>>>>>
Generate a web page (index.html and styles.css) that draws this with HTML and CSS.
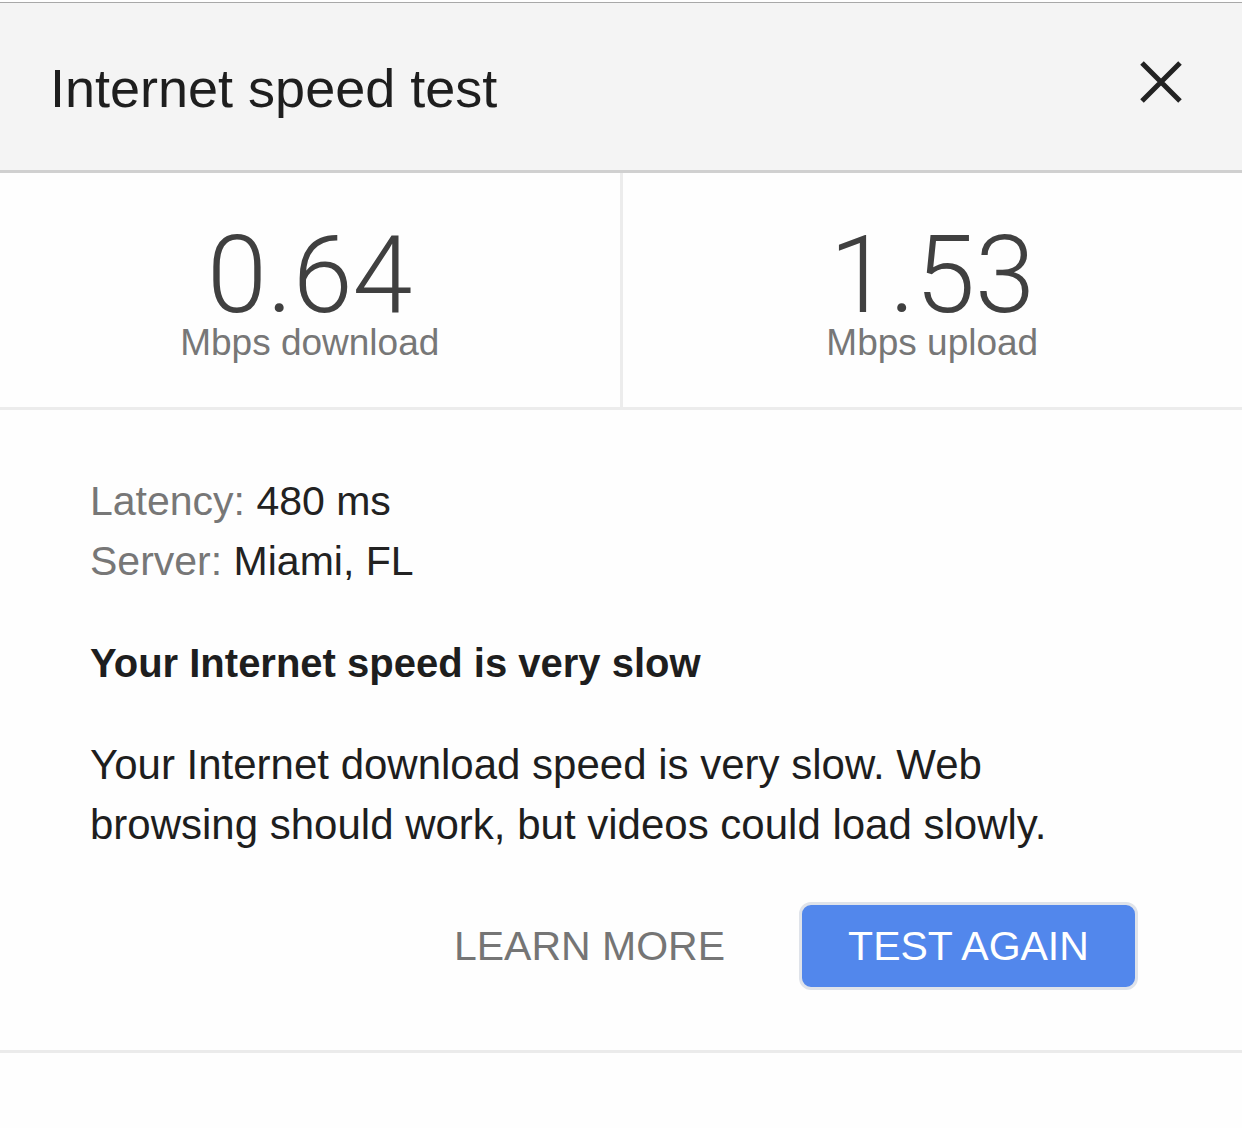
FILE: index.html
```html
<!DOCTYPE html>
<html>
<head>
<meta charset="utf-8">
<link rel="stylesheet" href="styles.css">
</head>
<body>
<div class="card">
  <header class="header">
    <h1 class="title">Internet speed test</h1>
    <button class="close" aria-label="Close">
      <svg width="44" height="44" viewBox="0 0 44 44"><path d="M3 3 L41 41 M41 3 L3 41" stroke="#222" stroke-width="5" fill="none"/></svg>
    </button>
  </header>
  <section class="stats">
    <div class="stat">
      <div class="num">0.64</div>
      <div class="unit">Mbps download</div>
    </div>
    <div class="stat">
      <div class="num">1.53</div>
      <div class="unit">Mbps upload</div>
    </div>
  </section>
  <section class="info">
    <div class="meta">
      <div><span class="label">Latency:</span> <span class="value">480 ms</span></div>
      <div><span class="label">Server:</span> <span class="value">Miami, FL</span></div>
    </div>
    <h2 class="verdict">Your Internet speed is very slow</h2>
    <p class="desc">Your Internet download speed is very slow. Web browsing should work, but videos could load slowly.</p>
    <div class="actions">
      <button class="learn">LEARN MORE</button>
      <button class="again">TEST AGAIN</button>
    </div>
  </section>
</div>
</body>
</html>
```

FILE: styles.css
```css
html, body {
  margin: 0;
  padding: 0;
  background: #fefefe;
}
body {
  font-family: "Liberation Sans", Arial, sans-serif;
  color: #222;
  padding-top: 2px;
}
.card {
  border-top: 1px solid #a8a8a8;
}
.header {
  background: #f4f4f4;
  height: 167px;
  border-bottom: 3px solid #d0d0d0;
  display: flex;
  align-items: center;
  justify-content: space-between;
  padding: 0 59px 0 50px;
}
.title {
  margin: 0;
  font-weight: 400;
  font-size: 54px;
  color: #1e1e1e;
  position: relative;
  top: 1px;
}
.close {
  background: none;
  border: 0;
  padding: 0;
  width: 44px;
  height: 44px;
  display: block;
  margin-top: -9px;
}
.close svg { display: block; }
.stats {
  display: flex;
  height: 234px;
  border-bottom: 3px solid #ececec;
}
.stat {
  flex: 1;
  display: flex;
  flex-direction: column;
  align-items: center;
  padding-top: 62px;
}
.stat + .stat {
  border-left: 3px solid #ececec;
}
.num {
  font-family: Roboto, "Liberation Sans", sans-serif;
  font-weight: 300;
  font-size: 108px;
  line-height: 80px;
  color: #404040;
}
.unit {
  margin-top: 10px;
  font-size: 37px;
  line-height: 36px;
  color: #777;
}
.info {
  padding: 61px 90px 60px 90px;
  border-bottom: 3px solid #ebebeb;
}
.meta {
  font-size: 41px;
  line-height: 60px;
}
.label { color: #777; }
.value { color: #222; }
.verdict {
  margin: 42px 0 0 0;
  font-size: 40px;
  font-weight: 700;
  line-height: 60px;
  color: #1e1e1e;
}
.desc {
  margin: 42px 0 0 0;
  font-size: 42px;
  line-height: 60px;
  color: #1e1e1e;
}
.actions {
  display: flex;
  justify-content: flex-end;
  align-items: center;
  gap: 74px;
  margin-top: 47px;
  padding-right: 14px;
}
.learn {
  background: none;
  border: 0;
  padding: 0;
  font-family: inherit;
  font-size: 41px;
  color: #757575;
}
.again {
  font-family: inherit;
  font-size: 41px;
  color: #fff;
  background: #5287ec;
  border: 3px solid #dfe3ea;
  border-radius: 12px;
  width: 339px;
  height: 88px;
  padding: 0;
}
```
<<<<<
▶ Problem statement: From the data above, write out everything exactly except the pictures.

▶ Answer:
Generate a web page (index.html and styles.css) that draws this with HTML and CSS.
FILE: index.html
```html
<!DOCTYPE html>
<html>
<head>
<meta charset="utf-8">
<link rel="stylesheet" href="styles.css">
</head>
<body>
<div class="card">
  <header class="header">
    <h1 class="title">Internet speed test</h1>
    <button class="close" aria-label="Close">
      <svg width="44" height="44" viewBox="0 0 44 44"><path d="M3 3 L41 41 M41 3 L3 41" stroke="#222" stroke-width="5" fill="none"/></svg>
    </button>
  </header>
  <section class="stats">
    <div class="stat">
      <div class="num">0.64</div>
      <div class="unit">Mbps download</div>
    </div>
    <div class="stat">
      <div class="num">1.53</div>
      <div class="unit">Mbps upload</div>
    </div>
  </section>
  <section class="info">
    <div class="meta">
      <div><span class="label">Latency:</span> <span class="value">480 ms</span></div>
      <div><span class="label">Server:</span> <span class="value">Miami, FL</span></div>
    </div>
    <h2 class="verdict">Your Internet speed is very slow</h2>
    <p class="desc">Your Internet download speed is very slow. Web browsing should work, but videos could load slowly.</p>
    <div class="actions">
      <button class="learn">LEARN MORE</button>
      <button class="again">TEST AGAIN</button>
    </div>
  </section>
</div>
</body>
</html>
```

FILE: styles.css
```css
html, body {
  margin: 0;
  padding: 0;
  background: #fefefe;
}
body {
  font-family: "Liberation Sans", Arial, sans-serif;
  color: #222;
  padding-top: 2px;
}
.card {
  border-top: 1px solid #a8a8a8;
}
.header {
  background: #f4f4f4;
  height: 167px;
  border-bottom: 3px solid #d0d0d0;
  display: flex;
  align-items: center;
  justify-content: space-between;
  padding: 0 59px 0 50px;
}
.title {
  margin: 0;
  font-weight: 400;
  font-size: 54px;
  color: #1e1e1e;
  position: relative;
  top: 1px;
}
.close {
  background: none;
  border: 0;
  padding: 0;
  width: 44px;
  height: 44px;
  display: block;
  margin-top: -9px;
}
.close svg { display: block; }
.stats {
  display: flex;
  height: 234px;
  border-bottom: 3px solid #ececec;
}
.stat {
  flex: 1;
  display: flex;
  flex-direction: column;
  align-items: center;
  padding-top: 62px;
}
.stat + .stat {
  border-left: 3px solid #ececec;
}
.num {
  font-family: Roboto, "Liberation Sans", sans-serif;
  font-weight: 300;
  font-size: 108px;
  line-height: 80px;
  color: #404040;
}
.unit {
  margin-top: 10px;
  font-size: 37px;
  line-height: 36px;
  color: #777;
}
.info {
  padding: 61px 90px 60px 90px;
  border-bottom: 3px solid #ebebeb;
}
.meta {
  font-size: 41px;
  line-height: 60px;
}
.label { color: #777; }
.value { color: #222; }
.verdict {
  margin: 42px 0 0 0;
  font-size: 40px;
  font-weight: 700;
  line-height: 60px;
  color: #1e1e1e;
}
.desc {
  margin: 42px 0 0 0;
  font-size: 42px;
  line-height: 60px;
  color: #1e1e1e;
}
.actions {
  display: flex;
  justify-content: flex-end;
  align-items: center;
  gap: 74px;
  margin-top: 47px;
  padding-right: 14px;
}
.learn {
  background: none;
  border: 0;
  padding: 0;
  font-family: inherit;
  font-size: 41px;
  color: #757575;
}
.again {
  font-family: inherit;
  font-size: 41px;
  color: #fff;
  background: #5287ec;
  border: 3px solid #dfe3ea;
  border-radius: 12px;
  width: 339px;
  height: 88px;
  padding: 0;
}
```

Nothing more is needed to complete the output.